Well virtually no painting done in the last week as I set up the table and started some games!

In the May and October (2014) Issues of Miniature Wargames Martin England wrote two articles on playing WW2 games solo with a system he calls the Threat Generation System (TGS). I’m not going to re-write the articles here but just outline how it works. The core is a card deck with one card for each enemy unit/section and a number of blank cards, a template,  ‘The Direction Finder’, a 2D6 template to determine the direction the enemy may be coming from and and three small charts to decide the initial action for the unit.

I’ve completed one game and I’m part way through another using TFL’s Chain of Command rules. I made a few adjustments to Martin’s system mainly the bits that deal with range, CoC’s ground scale is 40yds to 12″, I also didn’t reveal the unit unless it was spotted,  and moved the card as infantry until a clear line of sight is established. I also rolled the enemy action dice and accrue’d CoC points and applied 6’s as appropriate. No patrol phase was performed and no ‘jump off points’ were placed for either side.

So how did the system work?  Very well, it allows a solo game to develop where the player IS truly surprised. In the first game a platoon of British Para’s were given the task of securing two rail bridges, the Brits started and deployed a sniper team and a section onto the table, cards were drawn for the Germans and placed, no line of site so face down. The Paras continued to deploy but because of mechanical problems the Jeep towing the anti-tank gun managed to make it no further than 12″ on to the table.

And then a StuG III came rumbling over a hill to the Brits left and opened fire! The system works!! As the game developed several other surprises popped up but at no point did I feel that it was random, as I was feeding more Para’s into the battle it seemed that my opponent (the system) was doing the same and mounting a more than credible defence (offence). To cut a long story short the Para’s forced the Germans  to withdraw but only just!

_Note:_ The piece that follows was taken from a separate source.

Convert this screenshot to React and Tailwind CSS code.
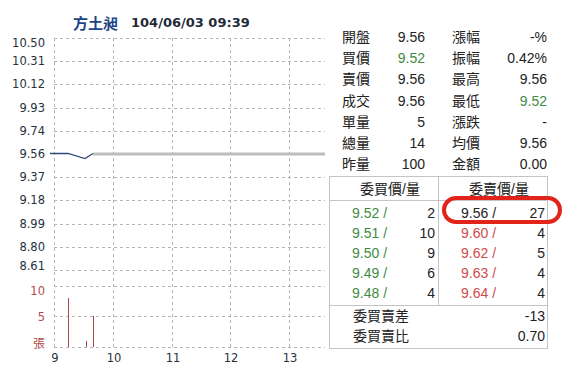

Game two pits a US Armoured Rifle Platoon against a supported Panzergrenadier Platoon, it’s worth noting that once the card deck is built some cards are randomly removed so you don’t know exactly what force you will be facing!

Table is laid out below:-



The Americans rolled onto the table in  their M3 Halftracks led by a Sherman tank, heading for the rail bridges, only to be confronted by a Tiger Tank that promptly knocked out the Sherman and forced the Yanks to bail out of the M3’s and dive for cover! The Yanks brought forward from the end of the column (off the table) a Sherman 76 (bigger gun but still no real match against the Tiger), but wait! One lucky shot and the Tiger went up in flames! Further German forces joined the fray, a Panzer IV, an anti-tank gun and a Panzergrenadier section with two MG42’s and panzerfaust’s.

Again the system has worked well in providing a hidden and credible opposition to the US force, once I complete this game I’m going to try more variations!



  1. Hello,

    I was planning on using Martin’s system myself, have you played any more games it sounds like it works at the platoon/ reinforced platoon scale nicely.

    • Hi Chris, no more games yet but I wold whole heartedly recommend the system it really does add surprise to the games.